The rhino because my dad’s nickname was Rhino, which comes from the way he bid at bridge: “like a dope sniffing rhino,” as per a Harvard Lampoon article.  (I don’t know what that means. I don’t play bridge and I didn’t go to college in the 1970s.)

We put these figurines on the table that held our kiddush cup.  It was a way to put my parents in a position of honor in our wedding ceremony, just as they should be.

Photo by Mike Rubino.

Having two small inanimate objects present at our ceremony meant so much to me.  And knowing that, I’m going to try to avoid knocking wedding details too much.

9 Comments

  1. That is so sweet. I must be in a fragile state of mind this week because that photo brings tears to my eyes!

    Collin is lovely.

  2. Maybe it’s because my wedding is this weekend & I’m sorting through these endless little things that pop up… but this made me tear up & cry a little, in the best possible way. Thank you for shining a bit of focus and clarity to the tasks I have at hand right now. This is such a sweet story, and that picture is priceless. I love unassuming little things that carry unmeasurable meaning.

  3. hugs lady! i really love the way you had your parents there with you. my greatest memory of my mom and weddings is cake smashing. she was so so so vehemently opposed to it, it filled her with scary rage—which of course, made me laugh. so in homage, we will not be cake smashing—we won’t even be serving cake! and for my poppy, who would’ve walked me down the aisle, i will be walking by myself to nat king cole’s unforgettable, which was our song. :)

  4. what Another Emma said. i daresay that Collin guy might be worth keeping around.

  5. Sniff. What a lovely way to include your parents.

  6. This is amazing.

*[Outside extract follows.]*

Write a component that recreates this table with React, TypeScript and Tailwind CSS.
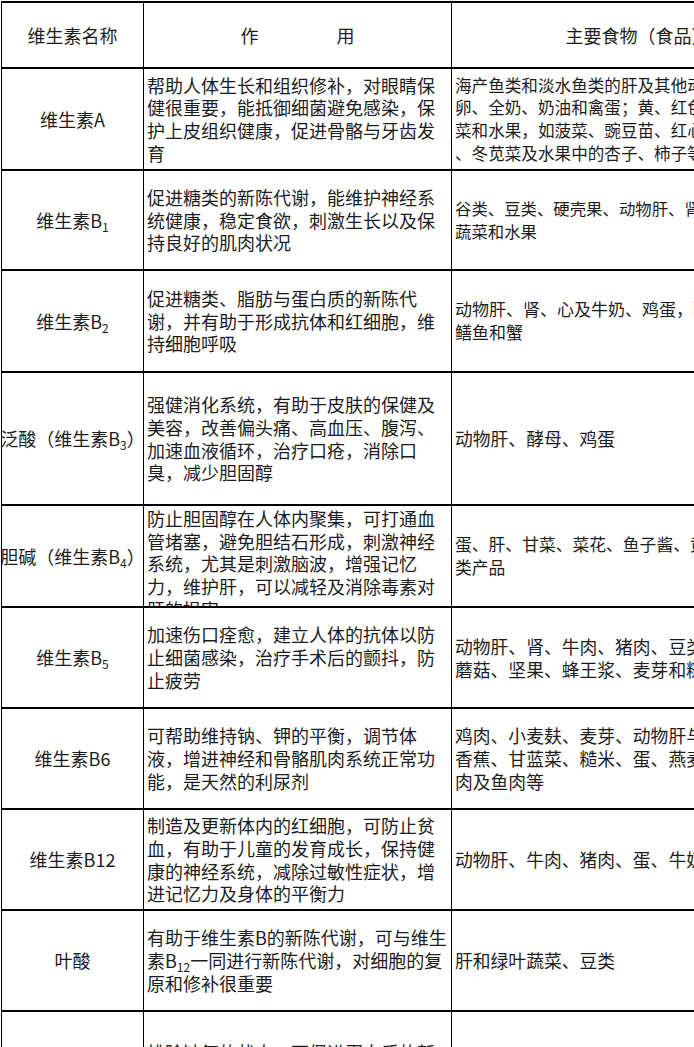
import type { ReactNode } from "react";

type Row = {
  name: ReactNode;
  h: string;
  effect: ReactNode[];
  food: ReactNode[];
  foodSize: string;
  top?: boolean;
};

const Sub = ({ children }: { children: ReactNode }) => (
  <span className="relative top-[4px] text-[12px] leading-none">{children}</span>
);

const rows: Row[] = [
  {
    name: "维生素A",
    h: "h-[102px]",
    effect: [
      "帮助人体生长和组织修补，对眼睛保",
      "健很重要，能抵御细菌避免感染，保",
      "护上皮组织健康，促进骨骼与牙齿发",
      "育",
    ],
    food: [
      "海产鱼类和淡水鱼类的肝及其他动物肝脏、蛋",
      "卵、全奶、奶油和禽蛋；黄、红色的蔬",
      "菜和水果，如菠菜、豌豆苗、红心甜薯",
      "、冬苋菜及水果中的杏子、柿子等",
    ],
    foodSize: "text-[16.6px]",
  },
  {
    name: <>维生素B<Sub>1</Sub></>,
    h: "h-[100px]",
    effect: [
      "促进糖类的新陈代谢，能维护神经系",
      "统健康，稳定食欲，刺激生长以及保",
      "持良好的肌肉状况",
    ],
    food: ["谷类、豆类、硬壳果、动物肝、肾、心、", "蔬菜和水果"],
    foodSize: "text-[16.4px]",
  },
  {
    name: <>维生素B<Sub>2</Sub></>,
    h: "h-[102px]",
    effect: [
      "促进糖类、脂肪与蛋白质的新陈代",
      "谢，并有助于形成抗体和红细胞，维",
      "持细胞呼吸",
    ],
    food: ["动物肝、肾、心及牛奶、鸡蛋，酵母、", "鳝鱼和蟹"],
    foodSize: "text-[17px]",
  },
  {
    name: <>泛酸（维生素B<Sub>3</Sub>）</>,
    h: "h-[133px]",
    effect: [
      "强健消化系统，有助于皮肤的保健及",
      "美容，改善偏头痛、高血压、腹泻、",
      "加速血液循环，治疗口疮，消除口",
      "臭，减少胆固醇",
    ],
    food: ["动物肝、酵母、鸡蛋"],
    foodSize: "text-[17.8px]",
  },
  {
    name: <>胆碱（维生素B<Sub>4</Sub>）</>,
    h: "h-[102px]",
    top: true,
    effect: [
      "防止胆固醇在人体内聚集，可打通血",
      "管堵塞，避免胆结石形成，刺激神经",
      "系统，尤其是刺激脑波，增强记忆",
      "力，维护肝，可以减轻及消除毒素对",
      "肝的损害",
    ],
    food: ["蛋、肝、甘菜、菜花、鱼子酱、黄豆、豆", "类产品"],
    foodSize: "text-[16.8px]",
  },
  {
    name: <>维生素B<Sub>5</Sub></>,
    h: "h-[101px]",
    effect: [
      "加速伤口痊愈，建立人体的抗体以防",
      "止细菌感染，治疗手术后的颤抖，防",
      "止疲劳",
    ],
    food: ["动物肝、肾、牛肉、猪肉、豆类、", "蘑菇、坚果、蜂王浆、麦芽和糙米"],
    foodSize: "text-[17.8px]",
  },
  {
    name: "维生素B6",
    h: "h-[101px]",
    effect: [
      "可帮助维持钠、钾的平衡，调节体",
      "液，增进神经和骨骼肌肉系统正常功",
      "能，是天然的利尿剂",
    ],
    food: ["鸡肉、小麦麸、麦芽、动物肝与肾、", "香蕉、甘蓝菜、糙米、蛋、燕麦、猪", "肉及鱼肉等"],
    foodSize: "text-[17.8px]",
  },
  {
    name: "维生素B12",
    h: "h-[101px]",
    effect: [
      "制造及更新体内的红细胞，可防止贫",
      "血，有助于儿童的发育成长，保持健",
      "康的神经系统，减除过敏性症状，增",
      "进记忆力及身体的平衡力",
    ],
    food: ["动物肝、牛肉、猪肉、蛋、牛奶、奶酪"],
    foodSize: "text-[17.8px]",
  },
  {
    name: "叶酸",
    h: "h-[101px]",
    effect: [
      "有助于维生素B的新陈代谢，可与维生",
      <>素B<Sub>12</Sub>一同进行新陈代谢，对细胞的复</>,
      "原和修补很重要",
    ],
    food: ["肝和绿叶蔬菜、豆类"],
    foodSize: "text-[17.8px]",
  },
  {
    name: <>维生素B<Sub>15</Sub></>,
    h: "h-[150px]",
    effect: [
      "排除缺氧的状态，可促进蛋白质的新",
      "陈代谢，延长细胞寿命，解除酒瘾，",
      "预防疲劳，降低血中胆固醇的含量",
      "",
    ],
    food: ["啤酒酵母、糙米、全麦、南瓜子、芝麻"],
    foodSize: "text-[17.8px]",
  },
];

export default function App() {
  return (
    <div className="h-[1047px] w-[694px] overflow-hidden bg-white text-[#1c1c1c] [font-family:'Noto_Sans_CJK_SC',sans-serif]">
      <div className="ml-px mt-px w-[828px] border-l border-t-2 border-black text-[18px] leading-[22.7px]">
        {/* header */}
        <div className="flex h-[66px] border-b-2 border-black">
          <div className="flex w-[142px] shrink-0 items-center justify-center border-r border-black">
            维生素名称
          </div>
          <div className="flex w-[308px] shrink-0 items-center justify-center gap-[78px] border-r border-black">
            <span>作</span>
            <span>用</span>
          </div>
          <div className="flex w-[376px] shrink-0 items-center justify-center border-r border-black pr-[4px]">
            主要食物（食品）
          </div>
        </div>

        {rows.map((r, i) => (
          <div key={i} className={`flex border-b-2 border-black ${r.h}`}>
            <div className="flex w-[142px] shrink-0 items-center justify-center overflow-hidden whitespace-nowrap border-r border-black">
              <span>{r.name}</span>
            </div>
            <div
              className={`flex w-[308px] shrink-0 flex-col overflow-hidden whitespace-nowrap border-r border-black pl-[3px] ${
                r.top ? "justify-start pt-[1px]" : "justify-center"
              }`}
            >
              {r.effect.map((line, j) => (
                <div key={j} className="h-[22.7px]">
                  {line}
                </div>
              ))}
            </div>
            <div
              className={`flex w-[376px] shrink-0 flex-col justify-center overflow-hidden whitespace-nowrap border-r border-black pl-[3px] ${r.foodSize}`}
            >
              {r.food.map((line, j) => (
                <div key={j} className="h-[22.7px]">
                  {line}
                </div>
              ))}
            </div>
          </div>
        ))}
      </div>
    </div>
  );
}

I didn’t know Collin gave those to you.

    (Also, I managed to stay dry-eyed through your entire wedding until Regina told me why there was a ladder and a rhino up there.)

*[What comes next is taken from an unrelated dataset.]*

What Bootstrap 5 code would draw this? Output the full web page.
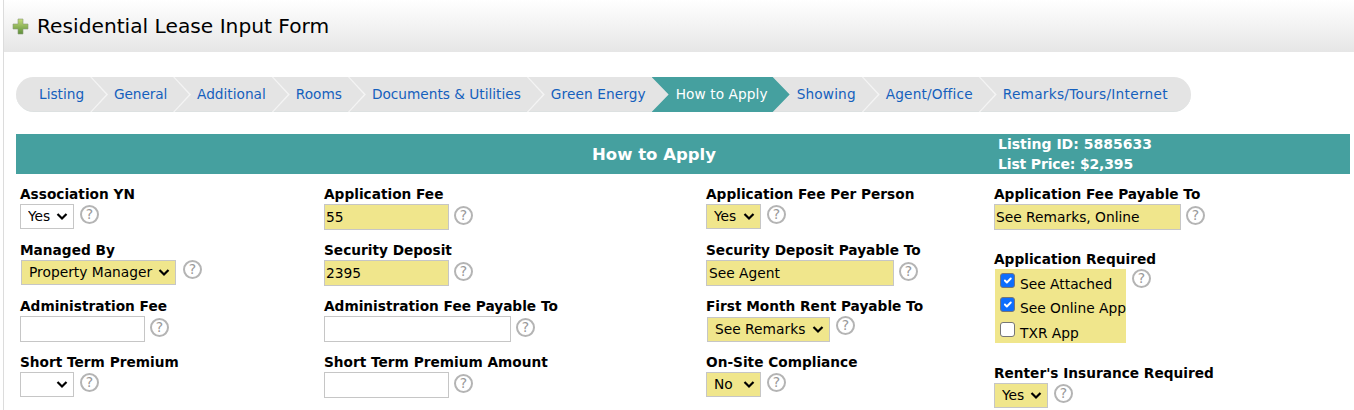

  7. This just makes me want to draw hearts around you both. :)

  8. Aaaaaaaaaaaaaand I’m crying. So sweet.

  9. Aww totally brought tears to my eyes! How amazing of Colin to remember, and what a lovely way of having your parents there!

    I wore my late maternal granddads wedding ring on my dress – it’s been made into a broche; straightened out and a tiny diamond attatched to the side. It was a wonderful way of having hi right there by my side.